Write out the listing below in full and exactly, leaving out every picture.
######
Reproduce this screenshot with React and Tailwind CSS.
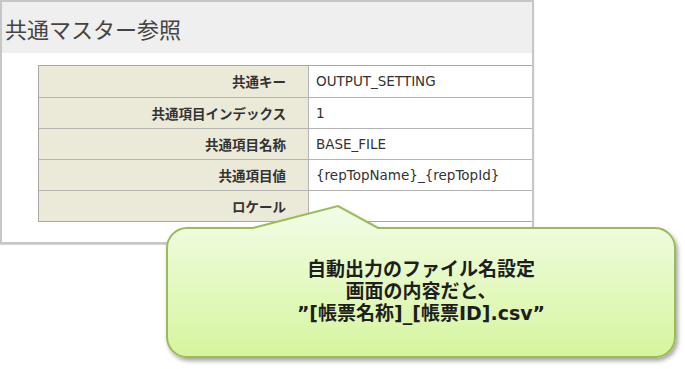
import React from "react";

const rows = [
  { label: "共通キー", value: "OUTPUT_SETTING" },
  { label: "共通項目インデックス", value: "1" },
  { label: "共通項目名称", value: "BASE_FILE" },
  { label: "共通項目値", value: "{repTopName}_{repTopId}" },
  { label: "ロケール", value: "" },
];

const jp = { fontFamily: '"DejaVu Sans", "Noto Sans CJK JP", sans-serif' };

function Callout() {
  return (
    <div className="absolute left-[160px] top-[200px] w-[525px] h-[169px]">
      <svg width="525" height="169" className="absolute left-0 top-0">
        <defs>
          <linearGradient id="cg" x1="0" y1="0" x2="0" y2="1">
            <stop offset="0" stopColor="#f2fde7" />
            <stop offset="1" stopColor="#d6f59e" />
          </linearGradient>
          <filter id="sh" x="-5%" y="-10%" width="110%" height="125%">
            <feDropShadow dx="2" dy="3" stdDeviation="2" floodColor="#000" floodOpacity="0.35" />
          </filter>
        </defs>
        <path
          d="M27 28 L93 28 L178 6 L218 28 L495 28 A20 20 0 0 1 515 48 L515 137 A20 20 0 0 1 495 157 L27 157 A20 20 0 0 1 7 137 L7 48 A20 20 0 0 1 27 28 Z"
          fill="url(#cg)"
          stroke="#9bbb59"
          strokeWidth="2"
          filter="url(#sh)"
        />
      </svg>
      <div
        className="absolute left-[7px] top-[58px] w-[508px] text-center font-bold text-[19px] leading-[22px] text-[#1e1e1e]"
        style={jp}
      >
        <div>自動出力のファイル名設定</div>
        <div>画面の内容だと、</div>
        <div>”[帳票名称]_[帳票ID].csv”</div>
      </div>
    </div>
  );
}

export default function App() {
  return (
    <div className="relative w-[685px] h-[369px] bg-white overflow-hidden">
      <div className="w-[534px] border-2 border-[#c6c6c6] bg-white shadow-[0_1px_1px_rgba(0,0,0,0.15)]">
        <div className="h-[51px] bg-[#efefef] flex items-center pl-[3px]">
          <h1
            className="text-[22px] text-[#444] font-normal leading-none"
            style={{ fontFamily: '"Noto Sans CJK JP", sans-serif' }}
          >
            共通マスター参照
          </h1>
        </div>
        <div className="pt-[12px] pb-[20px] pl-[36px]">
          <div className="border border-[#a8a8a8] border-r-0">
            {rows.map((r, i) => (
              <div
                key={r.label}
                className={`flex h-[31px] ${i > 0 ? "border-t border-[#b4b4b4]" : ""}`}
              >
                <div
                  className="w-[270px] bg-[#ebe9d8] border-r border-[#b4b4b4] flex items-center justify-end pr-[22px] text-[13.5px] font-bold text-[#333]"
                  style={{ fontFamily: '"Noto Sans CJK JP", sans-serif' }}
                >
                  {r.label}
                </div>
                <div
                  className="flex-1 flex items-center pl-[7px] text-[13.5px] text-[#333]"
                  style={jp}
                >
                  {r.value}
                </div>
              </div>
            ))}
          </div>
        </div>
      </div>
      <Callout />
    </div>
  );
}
######
▸ **Answer for this exercise**:
Reproduce this screenshot with React and Tailwind CSS.
import React from "react";

const rows = [
  { label: "共通キー", value: "OUTPUT_SETTING" },
  { label: "共通項目インデックス", value: "1" },
  { label: "共通項目名称", value: "BASE_FILE" },
  { label: "共通項目値", value: "{repTopName}_{repTopId}" },
  { label: "ロケール", value: "" },
];

const jp = { fontFamily: '"DejaVu Sans", "Noto Sans CJK JP", sans-serif' };

function Callout() {
  return (
    <div className="absolute left-[160px] top-[200px] w-[525px] h-[169px]">
      <svg width="525" height="169" className="absolute left-0 top-0">
        <defs>
          <linearGradient id="cg" x1="0" y1="0" x2="0" y2="1">
            <stop offset="0" stopColor="#f2fde7" />
            <stop offset="1" stopColor="#d6f59e" />
          </linearGradient>
          <filter id="sh" x="-5%" y="-10%" width="110%" height="125%">
            <feDropShadow dx="2" dy="3" stdDeviation="2" floodColor="#000" floodOpacity="0.35" />
          </filter>
        </defs>
        <path
          d="M27 28 L93 28 L178 6 L218 28 L495 28 A20 20 0 0 1 515 48 L515 137 A20 20 0 0 1 495 157 L27 157 A20 20 0 0 1 7 137 L7 48 A20 20 0 0 1 27 28 Z"
          fill="url(#cg)"
          stroke="#9bbb59"
          strokeWidth="2"
          filter="url(#sh)"
        />
      </svg>
      <div
        className="absolute left-[7px] top-[58px] w-[508px] text-center font-bold text-[19px] leading-[22px] text-[#1e1e1e]"
        style={jp}
      >
        <div>自動出力のファイル名設定</div>
        <div>画面の内容だと、</div>
        <div>”[帳票名称]_[帳票ID].csv”</div>
      </div>
    </div>
  );
}

export default function App() {
  return (
    <div className="relative w-[685px] h-[369px] bg-white overflow-hidden">
      <div className="w-[534px] border-2 border-[#c6c6c6] bg-white shadow-[0_1px_1px_rgba(0,0,0,0.15)]">
        <div className="h-[51px] bg-[#efefef] flex items-center pl-[3px]">
          <h1
            className="text-[22px] text-[#444] font-normal leading-none"
            style={{ fontFamily: '"Noto Sans CJK JP", sans-serif' }}
          >
            共通マスター参照
          </h1>
        </div>
        <div className="pt-[12px] pb-[20px] pl-[36px]">
          <div className="border border-[#a8a8a8] border-r-0">
            {rows.map((r, i) => (
              <div
                key={r.label}
                className={`flex h-[31px] ${i > 0 ? "border-t border-[#b4b4b4]" : ""}`}
              >
                <div
                  className="w-[270px] bg-[#ebe9d8] border-r border-[#b4b4b4] flex items-center justify-end pr-[22px] text-[13.5px] font-bold text-[#333]"
                  style={{ fontFamily: '"Noto Sans CJK JP", sans-serif' }}
                >
                  {r.label}
                </div>
                <div
                  className="flex-1 flex items-center pl-[7px] text-[13.5px] text-[#333]"
                  style={jp}
                >
                  {r.value}
                </div>
              </div>
            ))}
          </div>
        </div>
      </div>
      <Callout />
    </div>
  );
}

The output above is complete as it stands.